TASK INSTRUCTIONS:
Comb the records below for the string "this" and copy each line where it turns up.
● ● ● ● ●
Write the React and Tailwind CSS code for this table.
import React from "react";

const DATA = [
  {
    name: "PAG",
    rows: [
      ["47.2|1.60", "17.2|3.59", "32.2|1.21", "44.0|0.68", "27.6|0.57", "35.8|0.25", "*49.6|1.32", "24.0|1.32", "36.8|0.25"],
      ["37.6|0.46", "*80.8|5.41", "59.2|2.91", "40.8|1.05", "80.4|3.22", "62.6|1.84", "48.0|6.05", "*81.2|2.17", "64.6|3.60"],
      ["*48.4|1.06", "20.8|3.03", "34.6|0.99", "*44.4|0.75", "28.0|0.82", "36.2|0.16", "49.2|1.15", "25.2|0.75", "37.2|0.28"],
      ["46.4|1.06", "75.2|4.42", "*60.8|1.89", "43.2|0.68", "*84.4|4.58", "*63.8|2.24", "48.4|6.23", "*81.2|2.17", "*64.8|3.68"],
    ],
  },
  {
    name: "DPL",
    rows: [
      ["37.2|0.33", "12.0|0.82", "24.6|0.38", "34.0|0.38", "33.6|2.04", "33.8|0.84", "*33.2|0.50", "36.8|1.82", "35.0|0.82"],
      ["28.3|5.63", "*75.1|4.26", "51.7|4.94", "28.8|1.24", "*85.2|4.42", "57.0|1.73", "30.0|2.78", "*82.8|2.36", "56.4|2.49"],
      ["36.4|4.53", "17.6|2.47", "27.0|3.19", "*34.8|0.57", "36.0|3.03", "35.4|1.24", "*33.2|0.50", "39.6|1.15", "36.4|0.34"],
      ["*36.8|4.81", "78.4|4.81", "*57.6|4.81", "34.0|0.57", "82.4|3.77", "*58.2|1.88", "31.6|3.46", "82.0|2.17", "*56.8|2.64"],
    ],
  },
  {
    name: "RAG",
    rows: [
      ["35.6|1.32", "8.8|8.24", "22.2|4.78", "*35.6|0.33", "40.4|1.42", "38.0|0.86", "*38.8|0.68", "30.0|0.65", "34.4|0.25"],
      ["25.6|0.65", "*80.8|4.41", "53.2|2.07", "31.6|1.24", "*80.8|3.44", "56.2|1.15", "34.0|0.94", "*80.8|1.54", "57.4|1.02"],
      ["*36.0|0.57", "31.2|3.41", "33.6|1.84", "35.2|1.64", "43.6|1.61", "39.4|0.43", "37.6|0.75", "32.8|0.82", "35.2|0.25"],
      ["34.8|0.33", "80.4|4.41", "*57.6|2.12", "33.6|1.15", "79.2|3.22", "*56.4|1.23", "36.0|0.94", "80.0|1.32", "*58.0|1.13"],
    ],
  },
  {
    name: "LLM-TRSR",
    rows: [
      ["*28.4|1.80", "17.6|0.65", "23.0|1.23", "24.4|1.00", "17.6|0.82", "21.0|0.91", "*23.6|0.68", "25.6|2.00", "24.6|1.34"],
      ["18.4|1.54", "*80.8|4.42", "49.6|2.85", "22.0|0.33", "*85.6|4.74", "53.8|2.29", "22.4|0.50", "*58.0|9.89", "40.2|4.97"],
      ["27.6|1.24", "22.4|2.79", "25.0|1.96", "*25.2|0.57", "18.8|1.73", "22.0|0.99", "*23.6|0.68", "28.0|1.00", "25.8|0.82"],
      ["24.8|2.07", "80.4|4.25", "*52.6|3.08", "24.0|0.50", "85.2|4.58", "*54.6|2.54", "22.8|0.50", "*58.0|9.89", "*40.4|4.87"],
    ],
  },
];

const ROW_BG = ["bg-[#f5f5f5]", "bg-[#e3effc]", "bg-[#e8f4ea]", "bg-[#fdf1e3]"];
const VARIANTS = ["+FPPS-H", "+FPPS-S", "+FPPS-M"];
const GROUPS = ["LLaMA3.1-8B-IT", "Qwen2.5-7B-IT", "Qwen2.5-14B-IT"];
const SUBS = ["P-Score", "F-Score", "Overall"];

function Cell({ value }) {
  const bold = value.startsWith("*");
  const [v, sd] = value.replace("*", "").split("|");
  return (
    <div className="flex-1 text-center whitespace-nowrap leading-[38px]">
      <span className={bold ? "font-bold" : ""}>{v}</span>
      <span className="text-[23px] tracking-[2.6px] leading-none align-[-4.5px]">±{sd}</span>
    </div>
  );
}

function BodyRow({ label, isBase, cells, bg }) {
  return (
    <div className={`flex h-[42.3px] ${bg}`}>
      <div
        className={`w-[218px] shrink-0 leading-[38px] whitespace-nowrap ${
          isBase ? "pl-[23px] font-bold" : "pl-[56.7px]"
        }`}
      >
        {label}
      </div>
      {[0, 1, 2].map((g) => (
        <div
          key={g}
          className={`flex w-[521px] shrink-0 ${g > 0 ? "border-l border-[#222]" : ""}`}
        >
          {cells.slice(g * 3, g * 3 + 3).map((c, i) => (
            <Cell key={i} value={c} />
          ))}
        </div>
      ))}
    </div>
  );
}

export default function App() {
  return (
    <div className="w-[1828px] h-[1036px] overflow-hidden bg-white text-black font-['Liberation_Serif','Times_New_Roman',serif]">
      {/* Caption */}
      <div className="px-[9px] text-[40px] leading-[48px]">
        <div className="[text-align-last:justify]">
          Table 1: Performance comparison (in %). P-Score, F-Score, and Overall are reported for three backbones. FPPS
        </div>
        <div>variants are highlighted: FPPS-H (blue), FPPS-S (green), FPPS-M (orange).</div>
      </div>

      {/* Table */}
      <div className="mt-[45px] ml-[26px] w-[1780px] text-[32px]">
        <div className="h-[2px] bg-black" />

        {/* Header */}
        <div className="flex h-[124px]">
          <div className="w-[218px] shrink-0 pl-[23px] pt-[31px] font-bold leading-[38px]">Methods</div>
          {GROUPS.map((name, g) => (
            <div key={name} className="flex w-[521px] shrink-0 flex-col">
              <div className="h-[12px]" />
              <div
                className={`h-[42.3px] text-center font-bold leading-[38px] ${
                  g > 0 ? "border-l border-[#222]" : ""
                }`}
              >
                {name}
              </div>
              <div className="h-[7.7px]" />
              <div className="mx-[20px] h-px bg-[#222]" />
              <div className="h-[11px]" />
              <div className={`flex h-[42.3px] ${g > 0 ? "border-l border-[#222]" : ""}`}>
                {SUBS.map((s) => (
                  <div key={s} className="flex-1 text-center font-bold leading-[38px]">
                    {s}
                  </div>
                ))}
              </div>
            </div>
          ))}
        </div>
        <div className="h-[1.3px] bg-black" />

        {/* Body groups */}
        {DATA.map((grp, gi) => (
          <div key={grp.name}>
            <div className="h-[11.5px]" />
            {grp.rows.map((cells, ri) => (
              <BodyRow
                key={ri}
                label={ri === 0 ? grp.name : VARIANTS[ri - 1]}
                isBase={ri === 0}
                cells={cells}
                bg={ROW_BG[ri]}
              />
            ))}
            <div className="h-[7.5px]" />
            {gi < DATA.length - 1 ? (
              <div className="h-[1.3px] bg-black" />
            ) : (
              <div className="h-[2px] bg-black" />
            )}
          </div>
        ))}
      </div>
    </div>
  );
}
● ● ● ● ●
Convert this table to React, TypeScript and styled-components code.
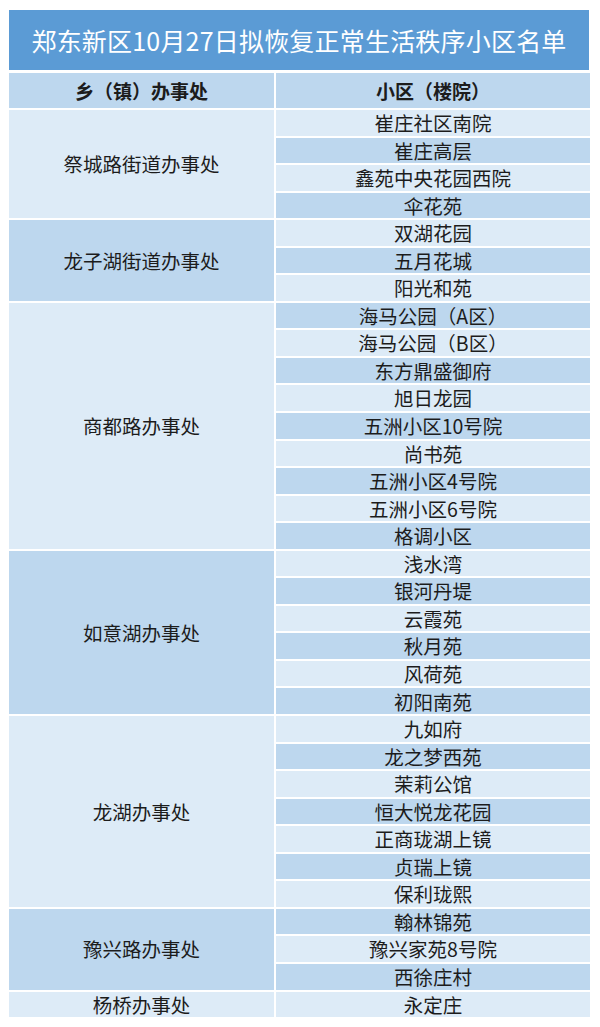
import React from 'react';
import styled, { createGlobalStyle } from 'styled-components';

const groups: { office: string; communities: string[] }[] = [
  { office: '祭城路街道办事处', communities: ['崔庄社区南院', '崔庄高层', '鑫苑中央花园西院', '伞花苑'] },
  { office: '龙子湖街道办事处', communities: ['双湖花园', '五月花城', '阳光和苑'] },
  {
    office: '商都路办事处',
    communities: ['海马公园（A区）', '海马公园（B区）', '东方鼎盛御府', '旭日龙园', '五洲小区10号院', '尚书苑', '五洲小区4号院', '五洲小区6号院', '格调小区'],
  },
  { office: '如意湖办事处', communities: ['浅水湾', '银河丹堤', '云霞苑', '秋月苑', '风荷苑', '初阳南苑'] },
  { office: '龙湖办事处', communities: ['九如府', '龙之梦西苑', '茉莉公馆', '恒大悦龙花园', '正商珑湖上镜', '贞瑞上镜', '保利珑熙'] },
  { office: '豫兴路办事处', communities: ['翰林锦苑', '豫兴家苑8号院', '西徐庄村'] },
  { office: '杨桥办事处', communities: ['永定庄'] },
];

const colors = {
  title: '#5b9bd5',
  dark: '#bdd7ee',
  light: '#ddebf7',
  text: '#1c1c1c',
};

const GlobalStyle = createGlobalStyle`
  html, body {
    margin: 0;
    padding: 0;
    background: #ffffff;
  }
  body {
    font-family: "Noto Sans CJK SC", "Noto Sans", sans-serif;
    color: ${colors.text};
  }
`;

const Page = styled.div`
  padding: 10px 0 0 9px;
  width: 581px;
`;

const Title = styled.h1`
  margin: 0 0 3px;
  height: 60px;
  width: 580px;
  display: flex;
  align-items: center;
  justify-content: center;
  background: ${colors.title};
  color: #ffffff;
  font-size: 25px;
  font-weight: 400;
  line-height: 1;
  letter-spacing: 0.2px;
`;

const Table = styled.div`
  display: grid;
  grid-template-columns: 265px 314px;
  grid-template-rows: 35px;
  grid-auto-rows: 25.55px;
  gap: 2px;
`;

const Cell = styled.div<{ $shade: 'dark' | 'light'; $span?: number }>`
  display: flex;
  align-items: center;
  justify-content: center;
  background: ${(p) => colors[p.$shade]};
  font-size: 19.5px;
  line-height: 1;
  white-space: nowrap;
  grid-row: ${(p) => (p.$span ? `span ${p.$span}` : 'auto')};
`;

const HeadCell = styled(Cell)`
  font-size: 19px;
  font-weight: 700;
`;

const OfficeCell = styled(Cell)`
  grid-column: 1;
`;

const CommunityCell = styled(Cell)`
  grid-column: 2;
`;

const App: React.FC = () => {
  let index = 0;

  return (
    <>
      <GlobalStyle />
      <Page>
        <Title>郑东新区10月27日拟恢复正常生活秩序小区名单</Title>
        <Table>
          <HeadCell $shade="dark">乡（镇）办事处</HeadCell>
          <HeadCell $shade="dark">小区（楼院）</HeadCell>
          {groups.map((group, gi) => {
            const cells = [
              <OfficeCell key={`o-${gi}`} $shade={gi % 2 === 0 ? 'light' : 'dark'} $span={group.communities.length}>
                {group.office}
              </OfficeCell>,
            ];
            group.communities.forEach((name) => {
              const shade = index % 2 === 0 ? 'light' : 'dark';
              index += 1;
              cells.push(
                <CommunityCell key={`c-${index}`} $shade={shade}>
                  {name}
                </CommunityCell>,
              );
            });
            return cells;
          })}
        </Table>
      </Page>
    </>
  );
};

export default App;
● ● ● ● ●
REPLY:
Write the React and Tailwind CSS code for this table.
Convert this table to React, TypeScript and styled-components code.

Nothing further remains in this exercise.